After an afternoon thunderstorm, it occurred to me how little I know about the actual mechanism of rain.
OK, so evaporated moisture gathers in the the air and then further gathers into clouds. Is that cohesion, or what is the mechanism that gets the gathering under way?
Then a time comes when some mechanism causes some or all of the moisture falls back to earth as rain. What mechanism? And what makes it happen not in isloation but rather propagating through the clouds? And even the biggest, nastiest clouds give up rain over time – why doesn’t it happen that at least sometimes that this mechanism spreads with such speed that the rain falls in one tremendous, earth-squashing sploosh?

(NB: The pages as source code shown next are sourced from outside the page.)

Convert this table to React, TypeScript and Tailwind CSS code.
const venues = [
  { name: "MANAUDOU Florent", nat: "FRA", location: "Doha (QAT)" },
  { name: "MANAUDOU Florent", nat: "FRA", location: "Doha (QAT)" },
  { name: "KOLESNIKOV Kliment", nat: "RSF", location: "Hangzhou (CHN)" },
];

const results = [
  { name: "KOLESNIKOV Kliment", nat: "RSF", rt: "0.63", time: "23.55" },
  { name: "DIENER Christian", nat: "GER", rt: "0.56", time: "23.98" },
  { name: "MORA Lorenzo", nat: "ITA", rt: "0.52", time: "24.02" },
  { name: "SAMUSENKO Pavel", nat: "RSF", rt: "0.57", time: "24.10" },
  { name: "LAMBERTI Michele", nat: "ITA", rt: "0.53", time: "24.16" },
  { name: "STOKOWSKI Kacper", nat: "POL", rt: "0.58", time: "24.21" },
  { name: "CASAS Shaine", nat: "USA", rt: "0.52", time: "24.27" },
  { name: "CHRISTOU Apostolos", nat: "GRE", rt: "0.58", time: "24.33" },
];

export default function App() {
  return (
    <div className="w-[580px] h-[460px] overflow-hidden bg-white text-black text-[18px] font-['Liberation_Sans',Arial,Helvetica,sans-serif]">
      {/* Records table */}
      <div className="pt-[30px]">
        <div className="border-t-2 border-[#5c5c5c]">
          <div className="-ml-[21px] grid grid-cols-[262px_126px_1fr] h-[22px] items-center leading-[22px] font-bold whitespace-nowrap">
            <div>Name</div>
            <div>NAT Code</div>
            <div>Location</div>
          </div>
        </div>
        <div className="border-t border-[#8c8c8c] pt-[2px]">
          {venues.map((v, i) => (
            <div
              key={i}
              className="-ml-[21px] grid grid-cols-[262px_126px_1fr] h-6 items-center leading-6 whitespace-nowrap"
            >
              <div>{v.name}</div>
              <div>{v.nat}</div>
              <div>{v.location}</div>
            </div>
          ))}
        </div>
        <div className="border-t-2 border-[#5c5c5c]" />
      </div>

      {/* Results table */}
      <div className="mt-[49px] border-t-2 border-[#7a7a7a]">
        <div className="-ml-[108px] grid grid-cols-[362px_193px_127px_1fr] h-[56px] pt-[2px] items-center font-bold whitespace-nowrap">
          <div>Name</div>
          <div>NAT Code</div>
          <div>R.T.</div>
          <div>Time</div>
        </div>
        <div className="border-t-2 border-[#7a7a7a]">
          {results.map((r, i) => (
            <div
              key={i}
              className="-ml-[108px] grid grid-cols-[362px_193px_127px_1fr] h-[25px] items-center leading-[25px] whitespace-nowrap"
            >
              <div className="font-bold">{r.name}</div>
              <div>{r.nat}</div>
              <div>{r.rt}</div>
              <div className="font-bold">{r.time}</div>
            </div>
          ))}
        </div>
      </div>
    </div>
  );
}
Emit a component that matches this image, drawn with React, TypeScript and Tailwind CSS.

Clouds form when moisture in the air condenses into tiny droplets. When the temperature drops below the point where the atmosphere becomes 100% saturated with water vapor (the dew point), the rate of cloud formation increases, and then indiviual droplets begin to grow as more and more water condenses out. Eventually, the droplets become too large for the air currents to keep them up, and they fall as rain. Part of the reason that rain happens over time is that in order for a droplet to form in the first place, there has to be a “seed”–usually a speck of dust or even an ionized air molecule. Until a seed is available, the moisture in the air stays there as vapor. As raindrops fall our of the cloud, air currents bring in more seed particles to keep the process going.
Water absorbs a fair amount of heat when it changes from a liquid to a gas. This heat is called the heat of vaporization and amounts to ~640 calories/gram of water. In cooking terms, that’s the same amount of energy as it takes to heat 1/4 cup of ice to boiling; just to evaporate 1 gram of water ! When water condenses, the process is reversed, and the vapor gives up its excess heat to the atmosphere. The process of heat transfer tends to be slow because air isn’t a very good conductor. Condensing water warms the atmosphere, and that speeds evaporation. Obviously some sort of steady state is reached in which net water is either vaporizing or condensing, but the process takes time. Which explains both why clouds don’t dump all their water in an instant, and why water heated in a pan doesn’t suddenly flash into steam the moment it hits 100°C.